DATA PROVIDED>
<<<<
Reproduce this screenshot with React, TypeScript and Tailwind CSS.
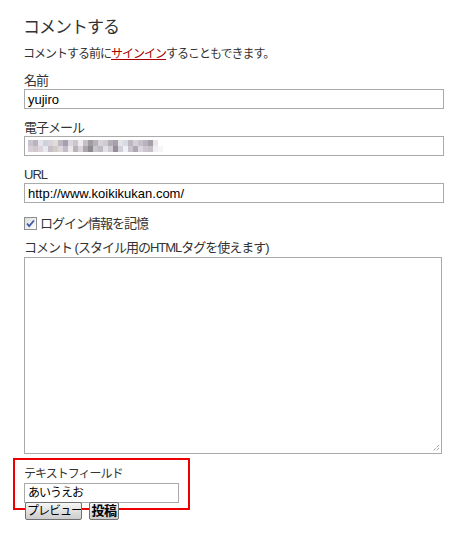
import React from "react";

const font = "font-['Liberation_Sans','Noto_Sans_CJK_JP',sans-serif]";

// pixelated blur over the e-mail address
const blurCols = [
  ["#c9c4cf", "#d6d0d6"], ["#b9b3bf", "#cfc8cc"], ["#e7e3ea", "#dcd6dc"], ["#ccd3dc", "#e6eaef"],
  ["#d8d4dc", "#c6c0c8"], ["#e2ddd4", "#d2ccc4"], ["#bfb8c4", "#ddd8dc"], ["#a79eb0", "#c2bcc6"],
  ["#d9d6dd", "#ece9ec"], ["#cbc5ce", "#b8b2bb"], ["#eeeaee", "#d9d4da"], ["#c4c0c6", "#aaa6ab"],
  ["#9e9ba1", "#8d8b8f"], ["#b5b2b8", "#c9c6cb"], ["#d7d4d9", "#bdbac0"], ["#cfcbd2", "#e3e0e5"],
  ["#b3adb7", "#d0cad2"], ["#a89fac", "#968f99"], ["#e5e2e8", "#d3cfd6"], ["#d6dbe6", "#eef0f5"],
  ["#bcb7c0", "#c9c4cb"], ["#d4d0d6", "#aea8b2"], ["#c6c0c9", "#dcd7de"], ["#b9b3bd", "#ccc6cf"],
  ["#a59fa9", "#c5c0c8"], ["#e9e6ea", "#f2eff3"], ["#ffffff", "#f6f6f8"], ["#ffffff", "#ffffff"],
];

function BlurredEmail() {
  return (
    <svg width="140" height="12" viewBox="0 0 140 12">
      {blurCols.map((c, i) => (
        <g key={i}>
          <rect x={i * 5} y={0} width={5} height={6} fill={c[0]} />
          <rect x={i * 5} y={6} width={5} height={6} fill={c[1]} />
        </g>
      ))}
    </svg>
  );
}

function Field({ label, children }: { label: string; children: React.ReactNode }) {
  return (
    <div className="flex flex-col">
      <label className="h-[16px] leading-[16px] text-[13px] tracking-[-1px] text-[#333]">{label}</label>
      {children}
    </div>
  );
}

function TextBox({ value }: { value?: React.ReactNode }) {
  return (
    <div className="w-[420px] h-[20px] border border-[#aaaaaa] bg-white flex items-center pl-[3px] text-[13px] text-black leading-none">
      {value}
    </div>
  );
}

export default function App() {
  return (
    <div className={`${font} w-[470px] h-[544px] bg-white text-[#333] pl-[23px] pt-[16px]`}>
      <h2 className="h-[24px] leading-[24px] text-[17px] tracking-[-1px] text-[#333]">コメントする</h2>
      <p className="mt-[5px] h-[18px] leading-[18px] text-[12px] tracking-[-1px]">
        コメントする前に
        <a href="#" className="text-[#aa0000] underline">サインイン</a>
        することもできます。
      </p>

      <div className="mt-[10px] pl-[1px] flex flex-col gap-[11px]">
        <Field label="名前">
          <TextBox value="yujiro" />
        </Field>
        <Field label="電子メール">
          <TextBox value={<BlurredEmail />} />
        </Field>
        <Field label="URL">
          <TextBox value="http://www.koikikukan.com/" />
        </Field>
      </div>

      <div className="mt-[12px] pl-[1px] h-[17px] flex items-center gap-[3px]">
        <svg width="13" height="13" viewBox="0 0 13 13">
          <defs>
            <linearGradient id="cb" x1="0" y1="0" x2="1" y2="1">
              <stop offset="0" stopColor="#dcdcdc" />
              <stop offset="1" stopColor="#ffffff" />
            </linearGradient>
          </defs>
          <rect x="0.5" y="0.5" width="12" height="12" fill="url(#cb)" stroke="#8e8f8f" />
          <path d="M3 6.5 L5.2 9.2 L10 3.5" fill="none" stroke="#3f58a8" strokeWidth="1.8" />
        </svg>
        <span className="text-[13px] tracking-[-1px] leading-[17px]">ログイン情報を記憶</span>
      </div>

      <div className="mt-[8px] pl-[1px] flex flex-col">
        <label className="h-[17px] leading-[16px] text-[13px] tracking-[-1px]">コメント (スタイル用のHTMLタグを使えます)</label>
        <div className="relative w-[418px] h-[197px] border border-[#aaaaaa] bg-white">
          <svg className="absolute right-[1px] bottom-[1px]" width="9" height="9" viewBox="0 0 9 9">
            <path d="M8 2 L2 8 M8 5 L5 8" stroke="#777" strokeWidth="1" strokeDasharray="1 1" />
          </svg>
        </div>
      </div>

      <div className="mt-[4px] -ml-[10px] w-[177px] h-[52px] border-2 border-[#ee0000] pl-[9px] pt-[5px] flex flex-col">
        <label className="h-[18px] leading-[18px] text-[12px] tracking-[-1px]">テキストフィールド</label>
        <div className="w-[155px] h-[20px] border border-[#aaaaaa] bg-white flex items-center pl-[3px] text-[12px] tracking-[-1px] text-black">
          あいうえお
        </div>
      </div>

      <div className="relative -mt-[8px] pl-[2px] flex gap-[7px]">
        <button className="w-[57px] h-[18px] shrink-0 overflow-hidden rounded-[2px] border border-[#707070] bg-gradient-to-b from-[#f6f6f6] to-[#cccccc] pl-[1px] text-left text-[12px] leading-[14px] text-black tracking-[-1px] whitespace-nowrap">
          プレビュー
        </button>
        <button className="w-[30px] h-[18px] shrink-0 overflow-hidden rounded-[2px] border border-[#707070] bg-gradient-to-b from-[#f6f6f6] to-[#cccccc] text-center text-[13px] leading-[14px] font-bold text-black tracking-[-0.5px] whitespace-nowrap">
          投稿
        </button>
      </div>
    </div>
  );
}
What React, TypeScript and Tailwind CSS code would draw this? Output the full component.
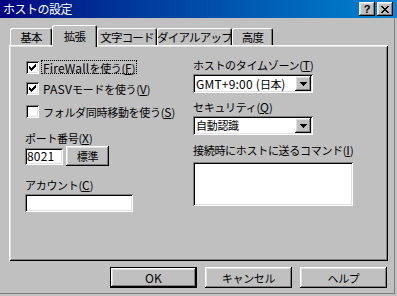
import React from "react";

const raised =
  "shadow-[inset_-1px_-1px_0_#000,inset_1px_1px_0_#fff,inset_-2px_-2px_0_#808080,inset_2px_2px_0_#dfdfdf]";
const sunken =
  "shadow-[inset_1px_1px_0_#808080,inset_-1px_-1px_0_#fff,inset_2px_2px_0_#000,inset_-2px_-2px_0_#dfdfdf]";

function L({ children }: { children: React.ReactNode }) {
  return <span className="text-[12px] tracking-[0.2px]">{children}</span>;
}

function Check({ checked, children, focus, className }: { checked?: boolean; children: React.ReactNode; focus?: boolean; className?: string }) {
  return (
    <div className={"flex items-center h-[20px] pl-[1px] " + (className || "")}>
      <div className={"w-[13px] h-[13px] bg-white flex items-center justify-center " + sunken}>
        {checked && (
          <svg width="7" height="7" viewBox="0 0 7 7" shapeRendering="crispEdges">
            <path d="M0 2h1v1h-1zM0 3h2v1h-2zM0 4h3v1h-3zM1 5h2v1h-2zM2 6h1v1h-1zM3 3h1v3h-1zM4 2h1v3h-1zM5 1h1v3h-1zM6 0h1v3h-1z" fill="#000" />
          </svg>
        )}
      </div>
      <div
        className={
          "ml-[2px] px-[1px] h-[14px] leading-[13px] border whitespace-nowrap " +
          (focus ? "border-dotted border-black" : "border-transparent")
        }
      >
        {children}
      </div>
    </div>
  );
}

function Select({ children }: { children: React.ReactNode }) {
  return (
    <div className={"w-[120px] h-[19px] bg-white flex items-center justify-between pl-[3px] pr-[2px] " + sunken}>
      <span className="leading-[15px] whitespace-nowrap">{children}</span>
      <div className={"w-[16px] h-[15px] bg-[#c0c0c0] flex items-center justify-center " + raised}>
        <svg width="7" height="4" viewBox="0 0 7 4" shapeRendering="crispEdges">
          <path d="M0 0h7v1h-7zM1 1h5v1h-5zM2 2h3v1h-3zM3 3h1v1h-1z" fill="#000" />
        </svg>
      </div>
    </div>
  );
}

function Tab({ label, w, selected }: { label: string; w: string; selected?: boolean }) {
  return (
    <div
      className={
        w +
        " flex justify-center bg-[#c0c0c0] rounded-t-[2px] shadow-[inset_1px_1px_0_#fff,inset_-1px_0_0_#000,inset_-2px_0_0_#808080] " +
        (selected ? "h-[22px] mb-[-2px] relative z-10 pt-[4px]" : "h-[17px] pt-[2px]")
      }
    >
      <span className="leading-[14px] whitespace-nowrap text-[11.5px] tracking-[-0.8px]">{label}</span>
    </div>
  );
}

function Btn({ children, def, className }: { children: React.ReactNode; def?: boolean; className?: string }) {
  return (
    <div className={(def ? "border border-black " : "") + "w-[87px] h-[21px] " + (className || "")}>
      <div className={"w-full h-full flex items-center justify-center bg-[#c0c0c0] " + raised}>
        <span className="leading-[14px] whitespace-nowrap">{children}</span>
      </div>
    </div>
  );
}

export default function App() {
  return (
    <div className="w-[397px] h-[296px] bg-[#c0c0c0] text-black text-[11px] tracking-[-0.3px] font-['Noto_Sans_CJK_JP','Liberation_Sans',sans-serif] overflow-hidden">
      <div className="w-[395px] h-[294px] border-r border-b border-[#808080] flex flex-col">
        {/* Title bar */}
        <div className="h-[18px] w-[397px] bg-gradient-to-r from-[#000080] to-[#1084d0] flex items-center justify-between pl-[3px] pr-[4px]">
          <span className="text-white text-[12px] leading-[14px] tracking-[-0.5px]">ホストの設定</span>
          <div className="flex gap-[2px]">
            <div className={"w-[16px] h-[14px] bg-[#c0c0c0] flex items-center justify-center " + raised}>
              <span className="font-bold text-[11px] leading-[11px] font-['Liberation_Sans',sans-serif]">?</span>
            </div>
            <div className={"w-[16px] h-[14px] bg-[#c0c0c0] flex items-center justify-center " + raised}>
              <svg width="8" height="7" viewBox="0 0 8 7" shapeRendering="crispEdges">
                <path d="M0 0h2v1h-2zM6 0h2v1h-2zM1 1h2v1h-2zM5 1h2v1h-2zM2 2h4v1h-4zM3 3h2v1h-2zM2 4h4v1h-4zM1 5h2v1h-2zM5 5h2v1h-2zM0 6h2v1h-2zM6 6h2v1h-2z" fill="#000" />
              </svg>
            </div>
          </div>
        </div>

        {/* Tabs */}
        <div className="flex items-end h-[27px] pl-[10px]">
          <Tab label="基本" w="w-[42px]" />
          <Tab label="拡張" w="w-[45px]" selected />
          <Tab label="文字コード" w="w-[60px]" />
          <Tab label="ダイアルアップ" w="w-[75px]" />
          <Tab label="高度" w="w-[41px]" />
        </div>

        {/* Panel */}
        <div className="ml-[9px] w-[379px] h-[216px] shadow-[inset_1px_1px_0_#fff,inset_-1px_-1px_0_#000,inset_2px_2px_0_#dfdfdf,inset_-2px_-2px_0_#808080] pt-[12px] pl-[16px] flex">
          <div className="w-[168px] flex flex-col">
            <Check checked focus>
              <L>FireWall</L>を使う(<L><u>F</u></L>)
            </Check>
            <Check checked className="mt-[1px]">
              <L>PASV</L>モードを使う(<L><u>V</u></L>)
            </Check>
            <Check className="mt-[3px]">
              フォルダ同時移動を使う(<L><u>S</u></L>)
            </Check>
            <div className="mt-[10px] h-[14px] leading-[14px]">
              ポート番号(<L><u>X</u></L>)
            </div>
            <div className="mt-[1px] h-[20px] flex items-center gap-[3px]">
              <div className={"w-[38px] h-[17px] bg-white flex items-center pl-[2px] " + sunken}>
                <span className="leading-[13px]"><L>8021</L></span>
              </div>
              <Btn className="!w-[43px] !h-[20px]">標準</Btn>
            </div>
            <div className="mt-[12px] h-[14px] leading-[14px]">
              アカウント(<L><u>C</u></L>)
            </div>
            <div className={"mt-[2px] w-[108px] h-[18px] bg-white " + sunken}></div>
          </div>

          <div className="flex flex-col">
            <div className="mt-[1px] h-[14px] leading-[14px] whitespace-nowrap">
              ホストのタイムゾーン(<L><u>T</u></L>)
            </div>
            <div className="mt-[2px]">
              <Select><L>GMT+9:00 (</L>日本<L>)</L></Select>
            </div>
            <div className="mt-[7px] h-[14px] leading-[14px]">
              セキュリティ(<L><u>Q</u></L>)
            </div>
            <div className="mt-[2px]">
              <Select>自動認識</Select>
            </div>
            <div className="mt-[8px] h-[14px] leading-[14px] whitespace-nowrap">
              接続時にホストに送るコマンド(<L><u>I</u></L>)
            </div>
            <div className={"mt-[5px] w-[160px] h-[44px] bg-white " + sunken}></div>
          </div>
        </div>

        {/* Buttons */}
        <div className="mt-[6px] flex justify-end gap-[8px] pr-[7px]">
          <Btn def><L>OK</L></Btn>
          <Btn>キャンセル</Btn>
          <Btn>ヘルプ</Btn>
        </div>
      </div>
    </div>
  );
}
>>>>
AIM> List all lines from the entries that include the word "this".

RESULT BELOW>
Reproduce this screenshot with React, TypeScript and Tailwind CSS.
What React, TypeScript and Tailwind CSS code would draw this? Output the full component.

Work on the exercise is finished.